I moved to Exeter in 1952. I raised my family in Exeter. They went to local schools, so they are native. You know, I have never felt strange in this country, ever. From the day I got here I've never felt strange. It is extraordinary, believe you me, because for a start I've never met anybody that has been nasty because I was a foreigner. I was friendly with a newscaster, he used to say things like, "When you were brought up did you hate the English?" and I used to say, "No. Why?" It seemed such an idiotic thing. He said, "Well, weren't you taught to hate them?" I said, "No." "Oh!" he said, "We were taught to hate the Germans." I said, "Well, surely that depends on the family you are brought up in?" During the war I had no idea about concentration camps until my mother had this close shave, so I didn't really know anything about that..

 You know, people say, "Have you been in Berlin during the bombing?
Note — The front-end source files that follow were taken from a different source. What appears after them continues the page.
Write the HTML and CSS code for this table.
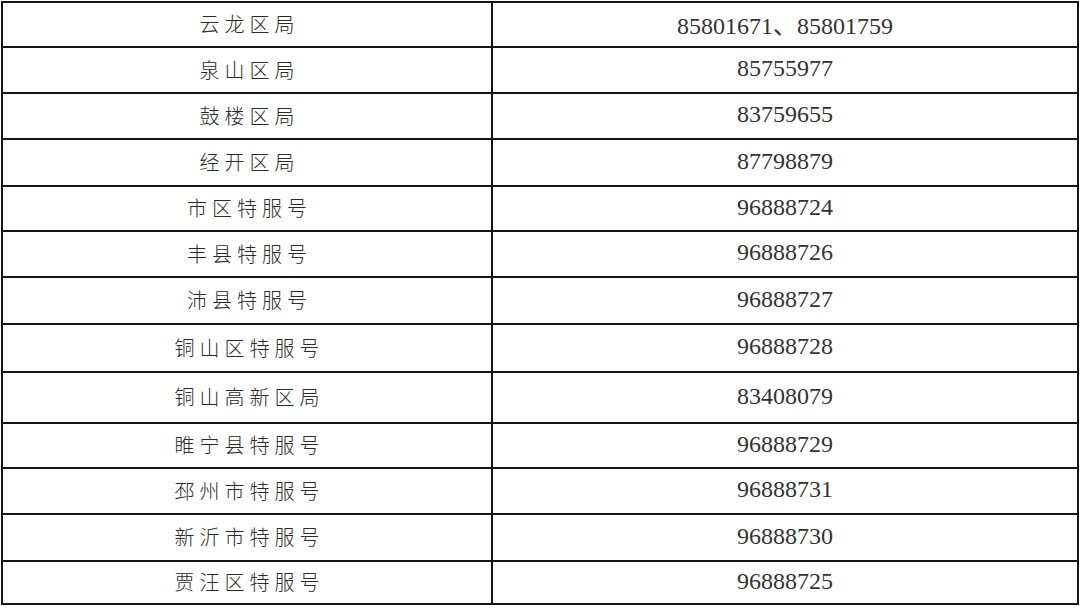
FILE: index.html
```html
<!DOCTYPE html>
<html lang="zh-CN">
<head>
<meta charset="utf-8">
<title>特服号</title>
<link rel="stylesheet" href="styles.css">
</head>
<body>
<table class="phones">
  <tbody>
    <tr class="r1"><td class="name">云龙区局</td><td class="num">85801671、85801759</td></tr>
    <tr class="r2"><td class="name">泉山区局</td><td class="num">85755977</td></tr>
    <tr class="r3"><td class="name">鼓楼区局</td><td class="num">83759655</td></tr>
    <tr class="r4"><td class="name">经开区局</td><td class="num">87798879</td></tr>
    <tr class="r5"><td class="name">市区特服号</td><td class="num">96888724</td></tr>
    <tr class="r6"><td class="name">丰县特服号</td><td class="num">96888726</td></tr>
    <tr class="r7"><td class="name">沛县特服号</td><td class="num">96888727</td></tr>
    <tr class="r8"><td class="name">铜山区特服号</td><td class="num">96888728</td></tr>
    <tr class="r9"><td class="name">铜山高新区局</td><td class="num">83408079</td></tr>
    <tr class="r10"><td class="name">睢宁县特服号</td><td class="num">96888729</td></tr>
    <tr class="r11"><td class="name">邳州市特服号</td><td class="num">96888731</td></tr>
    <tr class="r12"><td class="name">新沂市特服号</td><td class="num">96888730</td></tr>
    <tr class="r13"><td class="name">贾汪区特服号</td><td class="num">96888725</td></tr>
  </tbody>
</table>
</body>
</html>
```
FILE: styles.css
```css
html, body {
  margin: 0;
  padding: 0;
  background: #ffffff;
}
body {
  padding: 1px 0 0 1px;
}
.phones {
  border-collapse: collapse;
  width: 1078px;
  table-layout: fixed;
  color: #2a2a2a;
}
.phones td {
  border: 2px solid #161616;
  padding: 0;
  text-align: center;
  vertical-align: middle;
}
.phones td.name {
  width: 488px;
  font-family: "Noto Sans CJK SC", "Noto Sans", sans-serif;
  font-weight: 300;
  font-size: 20px;
  letter-spacing: 5px;
  text-indent: 5px;
  padding-bottom: 2px;
}
.phones td.num {
  font-family: "Liberation Serif", "Noto Sans CJK SC", serif;
  font-size: 24px;
  color: #333333;
  padding-bottom: 3px;
}
.r1 { height: 45px; }
.r2 { height: 46px; }
.r3 { height: 46px; }
.r4 { height: 47px; }
.r5 { height: 45px; }
.r6 { height: 46px; }
.r7 { height: 47px; }
.r8 { height: 48px; }
.r9 { height: 51px; }
.r10 { height: 45px; }
.r11 { height: 46px; }
.r12 { height: 47px; }
.r13 { height: 43px; }
```
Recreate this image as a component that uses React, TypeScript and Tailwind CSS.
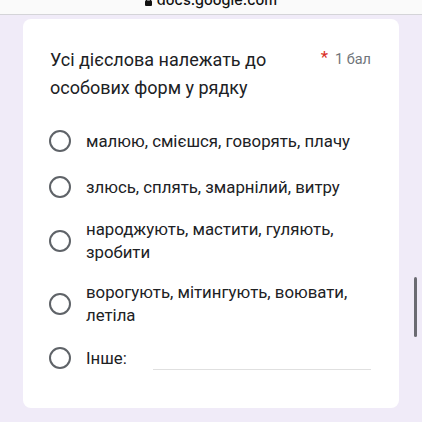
import React from "react";

const Radio = () => (
  <div className="w-[40px] h-[40px] flex items-center justify-center shrink-0">
    <div className="w-[22px] h-[22px] rounded-full border-[2px] border-[#5f6368]" />
  </div>
);

export default function App() {
  const font = { fontFamily: "Roboto, 'Noto Sans', sans-serif" };
  return (
    <div className="relative w-[422px] h-[422px] overflow-hidden bg-[#f0ebf8]" style={font}>
      <div className="h-[15px] bg-[#fafafa] border-b border-[#d4d4d8] overflow-hidden flex justify-center">
        <div className="flex items-center gap-[5px] mt-[-9px] h-[18px] text-[14.5px] leading-[18px] font-medium text-[#111]" style={{ fontFamily: "Inter, 'Liberation Sans', sans-serif" }}>
          <svg width="7" height="9" viewBox="0 0 7 9" className="mt-[3px]">
            <rect x="0" y="3.5" width="7" height="5.5" rx="1" fill="#111" />
            <path d="M1.5 4V2.5a2 2 0 0 1 4 0V4" stroke="#111" strokeWidth="1.2" fill="none" />
          </svg>
          <span>docs.google.com</span>
        </div>
      </div>

      <div className="mx-[23px] mt-[4px] h-[389px] bg-white rounded-[8px] pl-[27px] pr-[28px] pt-[27px]">
        <div className="flex justify-between">
          <div className="text-[18px] leading-[28px] text-[#202124] w-[240px]">
            Усі дієслова належать до особових форм у рядку
          </div>
          <div className="flex items-start gap-[7px] pt-[1px]">
            <span className="text-[#d93025] text-[17px] leading-[20px]">*</span>
            <span className="text-[#70757a] text-[14.5px] leading-[20px] pt-[3px]">1 бал</span>
          </div>
        </div>

        <div className="mt-[19px] ml-[-10px] text-[16.8px] leading-[23px] text-[#202124]">
          <div className="flex items-center gap-[6px]">
            <Radio />
            <span>малюю, смієшся, говорять, плачу</span>
          </div>
          <div className="flex items-center gap-[6px] mt-[6px]">
            <Radio />
            <span>злюсь, сплять, змарнілий, витру</span>
          </div>
          <div className="flex items-center gap-[6px] mt-[11px]">
            <Radio />
            <span className="w-[270px]">народжують, мастити, гуляють, зробити</span>
          </div>
          <div className="flex items-center gap-[6px] mt-[17px]">
            <Radio />
            <span className="w-[270px]">ворогують, мітингують, воювати, летіла</span>
          </div>
          <div className="flex items-center gap-[6px] mt-[11px]">
            <Radio />
            <span>Інше:</span>
            <div className="ml-[20px] mt-[22px] w-[225px] border-b border-[#e0e0e0]" />
          </div>
        </div>
      </div>

      <div className="absolute left-[414px] top-[277px] w-[3px] h-[60px] rounded-full bg-[#6b6b72]" />
    </div>
  );
}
Oh, my poor child!" and I couldn't think what they meant. I loved it - it was exciting... We made amusement out of things that probably other people would call tragic. Like collecting shrapnel. Shrapnel pieces, we had a beautiful collection and we used to swap them. You find it exciting when things go smoothly until it stands on your doorstep. For example, you see somebody beating up an old man simply because he is wearing a yellow star - now that is on your doorstep, because you are actually seeing it. It didn't concern my family, he wasn't part of my family, but he was another human being, he was somebody's father and grandfather - do you see? And that is when it makes you feel sick. So, you don't glorify the war, believe you me - you might collect all sorts of paraphernalia but you do that possibly, because what else can you do as a child?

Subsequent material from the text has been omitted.